My mother seemed jumpy around me tonight, like if she says the wrong thing, I will flip my shit and yell at her. They think I'm fragile. No, I'm just abused and traumatized, but I want to talk to about it, because I'm tired of the anxiety and flashbacks, and sick to death of getting the Mormon stink-eye from people who think the Mormon grapevine gives them the right to pretend to the spirit of discernment. I know how that works, you fuckwits. But I'm trying to play nice and rebuild some bridges. There is an element of emotional leverage against my dad in all this, but only because I embarrass him. He is embarassed that I am not the pristine son he used to have, only that was a facade. I was dying inside and not because of sin. Fuck Mormonism, and fuck my dad for thinking I had a bad time in the church only because I was the only child he had vaccinated and it gave me autism or some shit. I also recently heard that my believing brothers think Chief turned gay when he got his shots to go to Australia. Why do I even bother? They're lost. They're hopeless. Why do I let them bother me so much? It's because I'm angry and desperate for all this bullshit to mean something, like it led to us to have stronger relationships or whatever. Their brains are consumed with culty bullshit. They are exhibiting more signs of addiction and addictive thinking than I ever did, but I'm the piece of shit and I'm the fragile one.

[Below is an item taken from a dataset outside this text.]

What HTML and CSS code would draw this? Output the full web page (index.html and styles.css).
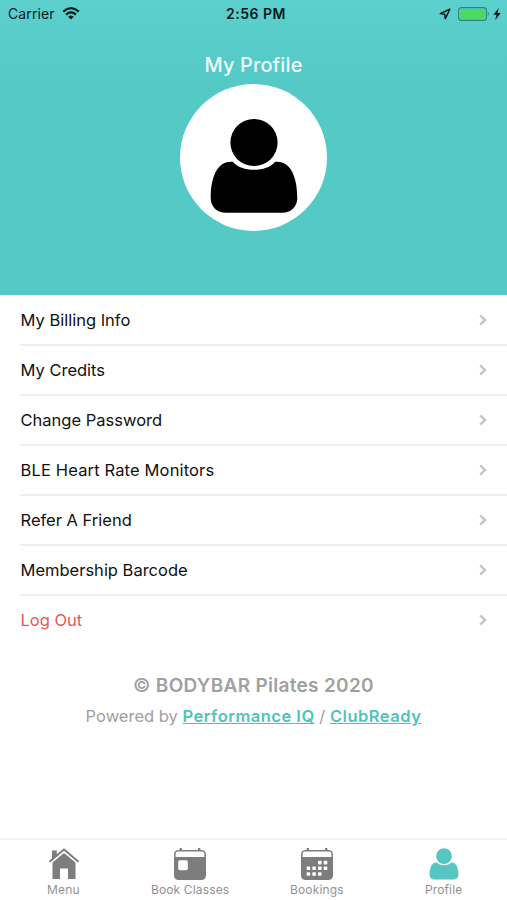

I just can't anymore. What am I going to do with the rest of my life? Spending it around them is just... bleh. I thought reconnecting with everyone was what I wanted. I'm not sure what I want. My cousin was reading my posts and shot me a text saying that I'm acting crazy with reckless abandon.
I wanted a calm, cordial conversation that day with my dad, and he wouldn't give it to me then because my serenity shocked him. So he took it away, and once he saw my weakness, he took courage in his bullshit again. I've achieved my serenity again, which might not be apparent when I'm meditating on my pain for the purpose of writing a rfm post on my thoughts and feelings, but it's bothering them again. It bothers them when I have my peace and not in the way they had prescribed. Back when I was texting my family, I wanted to have a conversation about stuff, and they chickened out and ran for the hills, which brought out the "screw your beliefs" reaction. They drive me nuts. They're incapable of talking about anything sensitive and they don't feel the irony when they call me an addict or treat me like I'm too sensitive to say what they really think. That is some marvelous projection abilities.
What am I doing with my life? What's the point? This is not a suicide note, don't worry about that. I'm just asking. I've been possessed by the stupidest of all demons for twenty years. I'm not anymore. I'm not afraid to tell people to fuck off or to bear my soul to them. I'm not afraid of life anymore. So now what? lol. I've never given thought to this before, because I had too much anxiety to think about it without thought-stopping. I'm thirty-two. What the fuck? Have you ever heard of weirder experience that ran for so long? The end feeling after all this is that I live in bizarroworld as long as I'm around my family. There's no logic to anything, no underlying evidence. It's just the church is true plus whatever bullshit they've tacked on to it that makes sense to them. My head is free of it all for the first time.